Mais, pour que même la démonstration par l’absurde ne manque pas à notre thèse, la tentative gouvernementale de faire oublier sa langue maternelle à tout un peuple a presque réussi dans le cas des Irlandais. Nous croyons que c’est un cas unique dans les annales de l’humanité ; et à ce titre, il est curieux à examiner.

Donc, dans le cours du XIXe siècle, sous la pression de l’administration anglaise, la nation irlandaise, à peu près dans son entier, a abandonné l’usage de sa langue maternelle, pour se servir exclusivement de la langue anglaise. Cette réussite du gouvernement anglais, au point de vue de la langue, a-t-elle été un succès au point de vue de l’affermissement de l’unité nationale, qu’il avait en vue ? Les Irlandais, en se mettant à parler anglais, sont-ils devenus plus attachés à la couronne britannique que les Gallois et les Écossais, qui ont conservé l’usage de leur langue maternelle ? Il me semble qu’il est permis d’avoir quelques doutes à ce sujet.
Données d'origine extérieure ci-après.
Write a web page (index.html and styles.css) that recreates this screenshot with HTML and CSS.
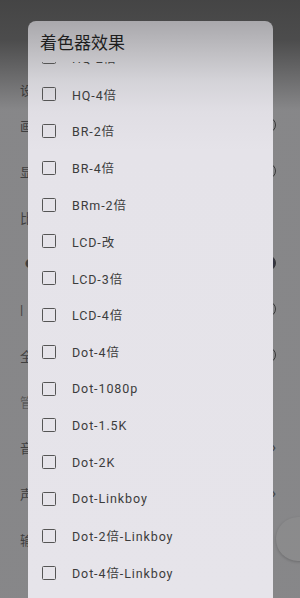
FILE: index.html
```html
<!DOCTYPE html>
<html lang="zh">
<head>
<meta charset="utf-8">
<link rel="stylesheet" href="styles.css">
</head>
<body>
<div class="screen">
  <div class="bg">
    <div class="bg-row r1"><span class="bg-label">设置</span></div>
    <div class="bg-row r2"><span class="bg-label">画面</span><span class="toggle"></span></div>
    <div class="bg-row r3"><span class="bg-label">显示</span><span class="toggle"></span></div>
    <div class="bg-row r4"><span class="bg-label">比例</span></div>
    <div class="bg-row r5"><span class="bg-label dot">●</span><span class="toggle on"></span></div>
    <div class="bg-row r6"><span class="bg-label">|</span><span class="toggle"></span></div>
    <div class="bg-row r7"><span class="bg-label">全屏</span><span class="toggle"></span></div>
    <div class="bg-row r8"><span class="bg-label muted">管理</span></div>
    <div class="bg-row r9"><span class="bg-label">音效</span><span class="bg-mark">›</span></div>
    <div class="bg-row r10"><span class="bg-label">声音</span><span class="bg-mark">›</span></div>
    <div class="bg-row r11"><span class="bg-label">输入</span><span class="fab"></span></div>
  </div>
  <div class="scrim"></div>
  <div class="dialog">
    <div class="title">着色器效果</div>
    <div class="list">
      <ul class="items">
        <li class="item"><span class="box"></span><span class="label">HQ-2倍</span></li>
        <li class="item"><span class="box"></span><span class="label">HQ-4倍</span></li>
        <li class="item"><span class="box"></span><span class="label">BR-2倍</span></li>
        <li class="item"><span class="box"></span><span class="label">BR-4倍</span></li>
        <li class="item"><span class="box"></span><span class="label">BRm-2倍</span></li>
        <li class="item"><span class="box"></span><span class="label">LCD-改</span></li>
        <li class="item"><span class="box"></span><span class="label">LCD-3倍</span></li>
        <li class="item"><span class="box"></span><span class="label">LCD-4倍</span></li>
        <li class="item"><span class="box"></span><span class="label">Dot-4倍</span></li>
        <li class="item"><span class="box"></span><span class="label">Dot-1080p</span></li>
        <li class="item"><span class="box"></span><span class="label">Dot-1.5K</span></li>
        <li class="item"><span class="box"></span><span class="label">Dot-2K</span></li>
        <li class="item"><span class="box"></span><span class="label">Dot-Linkboy</span></li>
        <li class="item"><span class="box"></span><span class="label">Dot-2倍-Linkboy</span></li>
        <li class="item"><span class="box"></span><span class="label">Dot-4倍-Linkboy</span></li>
      </ul>
    </div>
  </div>
</div>
</body>
</html>
```
FILE: styles.css
```css
* { box-sizing: border-box; }
html, body {
  margin: 0;
  padding: 0;
  width: 300px;
  height: 598px;
  overflow: hidden;
}
body {
  font-family: "Roboto", "Noto Sans CJK SC", sans-serif;
}
.screen {
  position: relative;
  width: 300px;
  height: 598px;
  overflow: hidden;
  background: #e8e8ea;
}
.bg {
  display: flex;
  flex-direction: column;
  padding-top: 76px;
}
.bg-row {
  height: 46px;
  display: flex;
  align-items: center;
  justify-content: space-between;
  padding: 0 0 0 20px;
  color: #333;
  font-size: 13px;
}
.bg-row.r1 { height: 26px; }
.bg-label.muted { color: #777; }
.bg-label.dot { font-size: 10px; padding-left: 5px; }
.toggle {
  width: 30px;
  height: 16px;
  border: 1.5px solid #222;
  border-radius: 9px;
  margin-right: 24px;
}
.toggle.on { background: #1a1a3a; }
.bg-mark { font-size: 14px; padding-right: 24px; color: #333; }
.fab {
  width: 44px;
  height: 44px;
  border-radius: 50%;
  background: #f2f2f2;
  margin-right: -20px;
  box-shadow: 0 1px 3px rgba(0,0,0,0.3);
}
.scrim {
  position: absolute;
  inset: 0;
  background: linear-gradient(to bottom, rgba(42,42,42,0.86) 0, rgba(42,42,42,0.82) 40px, rgba(70,70,72,0.6) 110px, rgba(70,70,72,0.6) 100%);
}
.dialog {
  position: absolute;
  top: 21px;
  left: 28px;
  width: 245px;
  bottom: 0;
  border-radius: 8px 8px 0 0;
  background: linear-gradient(to bottom, #a9a8ac 0, #bfbec2 30px, #d4d3d8 60px, #e0dee4 90px, #e5e3e9 130px, #e6e4ea 100%);
  display: flex;
  flex-direction: column;
  overflow: hidden;
}
.title {
  height: 41px;
  flex: none;
  padding: 9px 0 0 12px;
  font-family: "Noto Sans CJK SC", sans-serif;
  font-size: 17px;
  line-height: 24px;
  color: #1e1e1e;
}
.list {
  flex: 1;
  overflow: hidden;
}
.items {
  list-style: none;
  margin: -23px 0 0 0;
  padding: 0;
}
.item {
  height: 36.8px;
  display: flex;
  align-items: center;
  gap: 16px;
  padding-left: 14px;
}
.box {
  width: 14px;
  height: 14px;
  border: 1.5px solid #555;
  border-radius: 1.5px;
  flex: none;
}
.label {
  font-size: 12.5px;
  color: #3c3c3c;
  letter-spacing: 0.9px;
}
```
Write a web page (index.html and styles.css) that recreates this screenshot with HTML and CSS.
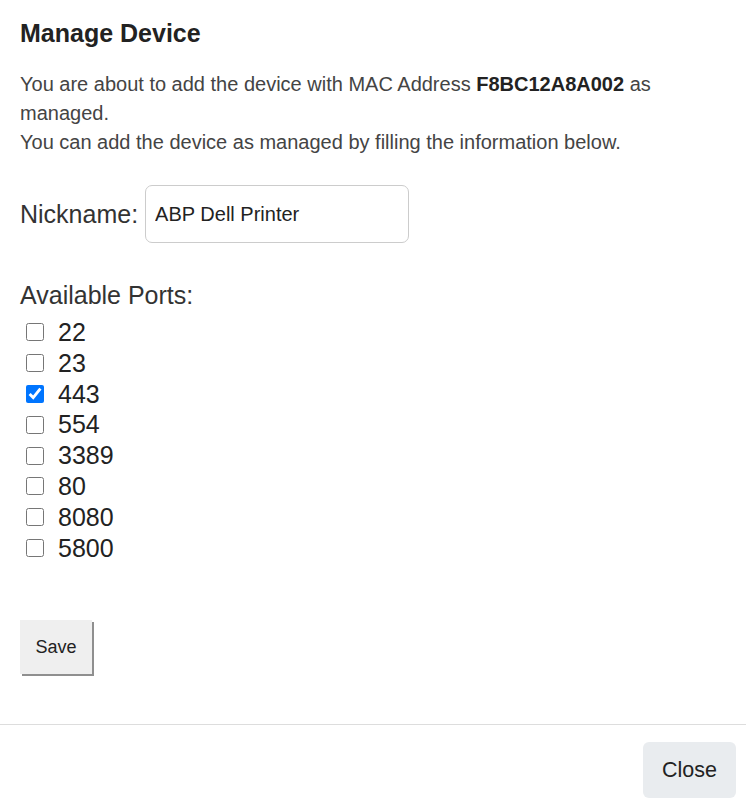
FILE: index.html
```html
<!DOCTYPE html>
<html lang="en">
<head>
    <meta charset="UTF-8">
    <title>Manage Device</title>
    <link rel="stylesheet" href="styles.css">
</head>
<body>
    <div class="modal">
        <!-- Body -->
        <div class="modal-body">
            <h2 class="modal-title">Manage Device</h2>
            <p class="intro">
                You are about to add the device with MAC Address <b>F8BC12A8A002</b> as managed.<br>
                You can add the device as managed by filling the information below.
            </p>

            <div class="field">
                <label for="nickname">Nickname:</label>
                <input type="text" id="nickname" class="text-input" value="ABP Dell Printer">
            </div>

            <div class="ports">
                <div class="ports-title">Available Ports:</div>
                <label class="port"><input type="checkbox"> 22</label>
                <label class="port"><input type="checkbox"> 23</label>
                <label class="port"><input type="checkbox" checked> 443</label>
                <label class="port"><input type="checkbox"> 554</label>
                <label class="port"><input type="checkbox"> 3389</label>
                <label class="port"><input type="checkbox"> 80</label>
                <label class="port"><input type="checkbox"> 8080</label>
                <label class="port"><input type="checkbox"> 5800</label>
            </div>

            <button class="save-btn">Save</button>
        </div>

        <!-- Footer -->
        <div class="modal-footer">
            <button class="close-btn">Close</button>
        </div>
    </div>
</body>
</html>
```

FILE: styles.css
```css
/* General body styling */
body {
    font-family: "Liberation Sans", Arial, sans-serif;
    margin: 0;
    background-color: #fff;
    color: #333;
}

.modal {
    width: 746px;
}

/* Body */
.modal-body {
    padding: 20px 20px 50px;
}

.modal-title {
    font-size: 25px;
    font-weight: bold;
    line-height: 26px;
    margin: 0 0 24px;
    color: #222;
}

.intro {
    font-size: 20px;
    line-height: 29px;
    margin: 0 0 28px;
    color: #444;
}

.intro b {
    color: #222;
}

/* Nickname field */
.field {
    display: flex;
    align-items: center;
    gap: 7px;
    margin-bottom: 38px;
}

.field label {
    font-size: 25px;
    color: #333;
}

.text-input {
    width: 264px;
    height: 58px;
    box-sizing: border-box;
    padding: 0 9px;
    font-family: "Liberation Sans", Arial, sans-serif;
    font-size: 20px;
    color: #222;
    border: 1px solid #ccc;
    border-radius: 7px;
    outline: none;
}

/* Ports list */
.ports {
    display: flex;
    flex-direction: column;
    margin-bottom: 57px;
}

.ports-title {
    font-size: 25px;
    line-height: 28px;
    margin-bottom: 8px;
    color: #333;
}

.port {
    display: flex;
    align-items: center;
    gap: 14px;
    font-size: 25px;
    line-height: 30.8px;
    color: #222;
}

.port input {
    width: 18px;
    height: 18px;
    margin: 0 0 0 6px;
}

/* Buttons */
.save-btn {
    display: block;
    width: 72px;
    height: 54px;
    font-family: "Liberation Sans", Arial, sans-serif;
    font-size: 18px;
    color: #222;
    background-color: #efefef;
    border: none;
    box-shadow: 2px 2px 0 #8f8f8f;
    cursor: pointer;
}

.modal-footer {
    display: flex;
    justify-content: flex-end;
    border-top: 1px solid #ddd;
    padding: 17px 10px 7px;
}

.close-btn {
    width: 93px;
    height: 56px;
    font-family: "Liberation Sans", Arial, sans-serif;
    font-size: 21.5px;
    color: #222;
    background-color: #e9ecef;
    border: none;
    border-radius: 6px;
    cursor: pointer;
}
```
Le gouvernement anglais lui-même ne semble pas très fier de son succès ; puisque quelques Irlandais manifestant actuellement le désir de rapprendre leur vieille langue celtique, il les laisse parfaitement libres de le faire. Il aurait peut-être été plus simple de ne pas les forcer à l’oublier.[2]


  1. Des journaux récemment reçus de Jersey démontrent que les habitants des îles normandes sont obligés parfois de réclamer contre certains empiètements ou négligences de l’administration anglaise dans le domaine des langues. Néanmoins, on ne trouve là rien de comparable à la haine sauvage et stupide dont les Anglo-Canadiens poursuivent la langue française au Canada.
  2. L’enseignement de la langue irlandaise a fait d’étonnants progrès depuis deux ou trois ans. Les recherches faites par les patriotes irlandais qui ont organisé cet enseignement démontrent qu’il était resté beaucoup plus d’irlandais parlant la langue nationale qu’on l’avait cru jusque-là. Ces constatations fortifient la thèse de l’auteur. Elles prouvent combien il est difficile de supprimer la langue d’un peuple. Il n’est pas un pays au monde où le conquérant s’est acharné à détruire la langue nationale avec une telle rage, une telle persévérance et un emploi aussi bien combiné de la force brutale et de là ruse.